Many teams still guess. They pick colors that feel premium, look on-brand in Figma, or match what competitors are doing. Sometimes that works. Often it doesn't, because the right colors in ads depend on objective, audience, placement, contrast, and the device where the ad is seen.
The practical way to think about this is simple. Stop asking which color is “best.” Start asking which color setup gives this specific ad the best chance to get noticed, read, trusted, and acted on.
Table of Contents
- Why Colors in Ads Are a Performance Lever Not a Design Choice
- The Psychology of Color in Fast-Scrolling Feeds
- Beyond Psychology Contrast Legibility and Accessibility
- Balancing Brand Identity with High-Converting Colors
- A Practical Framework for A/B Testing Ad Colors
- How Kelpi Automates Color-Driven Creative Testing
- Conclusion: Turning Color Theory into Company Growth
Why Colors in Ads Are a Performance Lever Not a Design Choice
On Meta, color decisions show up in performance metrics before anyone on the team talks about aesthetics.

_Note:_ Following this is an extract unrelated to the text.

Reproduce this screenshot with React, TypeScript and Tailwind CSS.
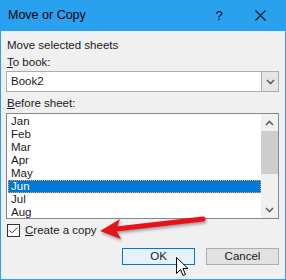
import { Check } from 'lucide-react';

const SHEETS = ['Jan', 'Feb', 'Mar', 'Apr', 'May', 'Jun', 'Jul', 'Aug'];

function Chevron({ up }: { up?: boolean }) {
  return (
    <svg width="9" height="6" viewBox="0 0 9 6" className="block">
      <path d={up ? 'M1 5 L4.5 1.5 L8 5' : 'M1 1 L4.5 4.5 L8 1'} fill="none" stroke="#606060" strokeWidth="1.6" />
    </svg>
  );
}

export default function App() {
  return (
    <div
      className="relative w-[286px] h-[280px] bg-[#f0f0f0] border border-t-0 border-[#2aa1ef] flex flex-col overflow-hidden text-[#1a1a1a]"
      style={{ fontFamily: '"Liberation Sans", Arial, sans-serif' }}
    >
      {/* Title bar */}
      <div className="h-[31px] bg-[#2aa1ef] flex items-center pl-[8px] -mx-px text-[12.5px] text-black">
        <span className="flex-1">Move or Copy</span>
        <span className="w-[14px] text-center mr-[29px] text-[13px]">?</span>
        <svg width="11" height="11" viewBox="0 0 11 11" className="mr-[20px]">
          <path d="M0.5 0.5 L10.5 10.5 M10.5 0.5 L0.5 10.5" stroke="#111" strokeWidth="1.1" />
        </svg>
      </div>

      {/* Body */}
      <div className="flex flex-col px-[5px] text-[11.5px] leading-[13px]">
        <p className="mt-[8px] pl-[1px]">Move selected sheets</p>
        <p className="mt-[4px] pl-[1px]"><span className="underline">T</span>o book:</p>

        <div className="mt-[2px] h-[21px] w-[273px] bg-white border border-[#adadad] flex items-center">
          <span className="flex-1 pl-[4px]">Book2</span>
          <div className="w-[17px] h-full bg-[#e5e5e5] border-l border-[#adadad] flex items-center justify-center">
            <Chevron />
          </div>
        </div>

        <p className="mt-[5px] pl-[1px]"><span className="underline">B</span>efore sheet:</p>

        <div className="mt-[3px] h-[106px] w-[273px] bg-white border border-[#828790] flex">
          <div className="flex-1 flex flex-col pt-[1px] pl-[1px]">
            {SHEETS.map((s) => (
              <div
                key={s}
                className={
                  s === 'Jun'
                    ? 'h-[13px] pl-[3px] bg-[#0078d7] text-white outline outline-1 outline-dotted outline-[#f7a24a] -outline-offset-1'
                    : 'h-[13px] pl-[3px]'
                }
              >
                {s}
              </div>
            ))}
          </div>
          <div className="w-[17px] bg-[#f0f0f0] flex flex-col items-center">
            <div className="h-[17px] flex items-center justify-center"><Chevron up /></div>
            <div className="w-full h-[43px] bg-[#cdcdcd]" />
            <div className="flex-1" />
            <div className="h-[17px] flex items-center justify-center"><Chevron /></div>
          </div>
        </div>

        <div className="mt-[5px] flex items-center">
          <div className="w-[13px] h-[13px] ml-[1px] border border-[#333] bg-white flex items-center justify-center">
            <Check size={11} strokeWidth={2} color="#333" />
          </div>
          <span className="ml-[5px]"><span className="underline">C</span>reate a copy</span>
        </div>

        <div className="mt-[11px] flex justify-end gap-[11px] pr-[1px]">
          <button className="w-[73px] h-[17px] bg-[#e5f1fb] border border-[#0078d7] leading-none">OK</button>
          <button className="w-[73px] h-[17px] bg-[#e1e1e1] border border-[#adadad] leading-none">Cancel</button>
        </div>
      </div>

      {/* Red callout arrow */}
      <svg
        className="absolute left-[95px] top-[210px]"
        width="115"
        height="34"
        viewBox="0 0 115 34"
        style={{ filter: 'drop-shadow(1px 2px 1.5px rgba(0,0,0,0.35))' }}
      >
        <path d="M20 19 L107 9" stroke="#e8121b" strokeWidth="5" strokeLinecap="round" />
        <path d="M4 21 L24 9 L20 20 L25 29 Z" fill="#e8121b" />
      </svg>

      {/* Mouse cursor */}
      <svg className="absolute left-[175px] top-[257px]" width="13" height="21" viewBox="0 0 13 21">
        <path d="M0.5 0.5 L0.5 16.5 L4.5 12.5 L7 18.5 L9.5 17.5 L7 11.5 L12 11.5 Z" fill="#fff" stroke="#000" strokeWidth="1" />
      </svg>
    </div>
  );
}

They affect whether the hook gets noticed, whether the offer can be parsed in a second, and whether the CTA stands out enough to earn the click.
That pressure is higher in feed-based buying environments because the ad is competing with everything around it, not just other advertisers. Family photos, creator content, comments, and memes all fight for the same split-second of attention. If the color system does not create a clear visual path, the rest of the creative has less room to work.
I usually evaluate color the same way I evaluate hooks or headline hierarchy. Does it direct the eye to the product, the promise, and the action in the right order? If not, it is a conversion problem.
What this changes in practice
A strong color system improves ad delivery in very practical ways:
- It creates hierarchy fast. The viewer can tell what matters first, second, and third.
- It reduces friction. Headlines, offer text, and buttons become easier to process.
- It supports memory across touches. Repeated exposure works better when the ad is visually consistent and recognizable.
- It sharpens the CTA. A distinct action color gives the click target more weight without changing the copy.
One pattern shows up often in account audits. The ad looks polished, but the background, product, text block, and button all sit in similar tonal ranges. Nothing is technically wrong, yet results stay average because the eye has no obvious place to land. In the winning version, the team usually changed very little. A darker background, a brighter product frame, and one reserved accent color for the CTA were enough to improve clarity.
That is why color belongs in the same conversation as offer framing and visual persuasion. Teams already test angles, formats, and copy. They should also test the visual cues that tell a user where to look first. This guide to persuasive ad techniques covers that broader creative logic well.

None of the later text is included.